## [OBJECTIVE]
Output the full listing below exactly as it reads, and skip anything that is a picture.

## [SOURCE MATERIAL]
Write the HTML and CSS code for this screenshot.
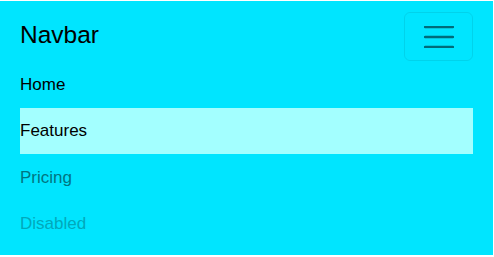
FILE: index.html
```html
<!DOCTYPE html>
<html>
<head>
<meta charset="utf-8">
<link rel="stylesheet" href="styles.css">
</head>
<body>
<nav class="navbar">
  <div class="navbar-head">
    <a class="brand" href="#">Navbar</a>
    <button class="toggler" type="button" aria-label="Toggle navigation">
      <svg width="30" height="22" viewBox="0 0 30 22">
        <path d="M1 1H29M1 11H29M1 21H29" stroke="#006b7a" stroke-width="2.3" stroke-linecap="round" fill="none"/>
      </svg>
    </button>
  </div>
  <ul class="nav">
    <li><a class="link link-home" href="#">Home</a></li>
    <li><a class="link link-active" href="#">Features</a></li>
    <li><a class="link link-muted" href="#">Pricing</a></li>
    <li><a class="link link-disabled" href="#">Disabled</a></li>
  </ul>
</nav>
</body>
</html>
```
FILE: styles.css
```css
html, body {
  margin: 0;
  padding: 0;
  background: #ffffff;
}
body {
  font-family: "Liberation Sans", Arial, Helvetica, sans-serif;
  padding-top: 1px;
}
.navbar {
  box-sizing: border-box;
  width: 493px;
  height: 254px;
  background: #00e5ff;
  padding: 0 20px 8px 20px;
}
.navbar-head {
  display: flex;
  justify-content: space-between;
  align-items: flex-start;
  padding-top: 11px;
  height: 60px;
  box-sizing: border-box;
}
.brand {
  font-size: 24.5px;
  line-height: 30px;
  margin-top: 8px;
  color: #000;
  text-decoration: none;
}
.toggler {
  box-sizing: border-box;
  width: 69px;
  height: 49px;
  padding: 0;
  border: 1px solid rgba(0, 0, 0, 0.08);
  border-radius: 6px;
  background: transparent;
  display: flex;
  align-items: center;
  justify-content: center;
}
.toggler svg {
  display: block;
}
.nav {
  list-style: none;
  margin: 0;
  padding: 0;
}
.link {
  display: block;
  font-size: 17px;
  line-height: 26px;
  padding: 10.5px 0 10px 0;
  text-decoration: none;
}
.link-home {
  color: #000;
}
.link-active {
  color: #000;
  background: #a3ffff;
}
.link-muted {
  color: #007582;
}
.link-disabled {
  color: #00a9bb;
}
```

## [RESPONSE TO THIS TASK]
Write the HTML and CSS code for this screenshot.
FILE: index.html
```html
<!DOCTYPE html>
<html>
<head>
<meta charset="utf-8">
<link rel="stylesheet" href="styles.css">
</head>
<body>
<nav class="navbar">
  <div class="navbar-head">
    <a class="brand" href="#">Navbar</a>
    <button class="toggler" type="button" aria-label="Toggle navigation">
      <svg width="30" height="22" viewBox="0 0 30 22">
        <path d="M1 1H29M1 11H29M1 21H29" stroke="#006b7a" stroke-width="2.3" stroke-linecap="round" fill="none"/>
      </svg>
    </button>
  </div>
  <ul class="nav">
    <li><a class="link link-home" href="#">Home</a></li>
    <li><a class="link link-active" href="#">Features</a></li>
    <li><a class="link link-muted" href="#">Pricing</a></li>
    <li><a class="link link-disabled" href="#">Disabled</a></li>
  </ul>
</nav>
</body>
</html>
```
FILE: styles.css
```css
html, body {
  margin: 0;
  padding: 0;
  background: #ffffff;
}
body {
  font-family: "Liberation Sans", Arial, Helvetica, sans-serif;
  padding-top: 1px;
}
.navbar {
  box-sizing: border-box;
  width: 493px;
  height: 254px;
  background: #00e5ff;
  padding: 0 20px 8px 20px;
}
.navbar-head {
  display: flex;
  justify-content: space-between;
  align-items: flex-start;
  padding-top: 11px;
  height: 60px;
  box-sizing: border-box;
}
.brand {
  font-size: 24.5px;
  line-height: 30px;
  margin-top: 8px;
  color: #000;
  text-decoration: none;
}
.toggler {
  box-sizing: border-box;
  width: 69px;
  height: 49px;
  padding: 0;
  border: 1px solid rgba(0, 0, 0, 0.08);
  border-radius: 6px;
  background: transparent;
  display: flex;
  align-items: center;
  justify-content: center;
}
.toggler svg {
  display: block;
}
.nav {
  list-style: none;
  margin: 0;
  padding: 0;
}
.link {
  display: block;
  font-size: 17px;
  line-height: 26px;
  padding: 10.5px 0 10px 0;
  text-decoration: none;
}
.link-home {
  color: #000;
}
.link-active {
  color: #000;
  background: #a3ffff;
}
.link-muted {
  color: #007582;
}
.link-disabled {
  color: #00a9bb;
}
```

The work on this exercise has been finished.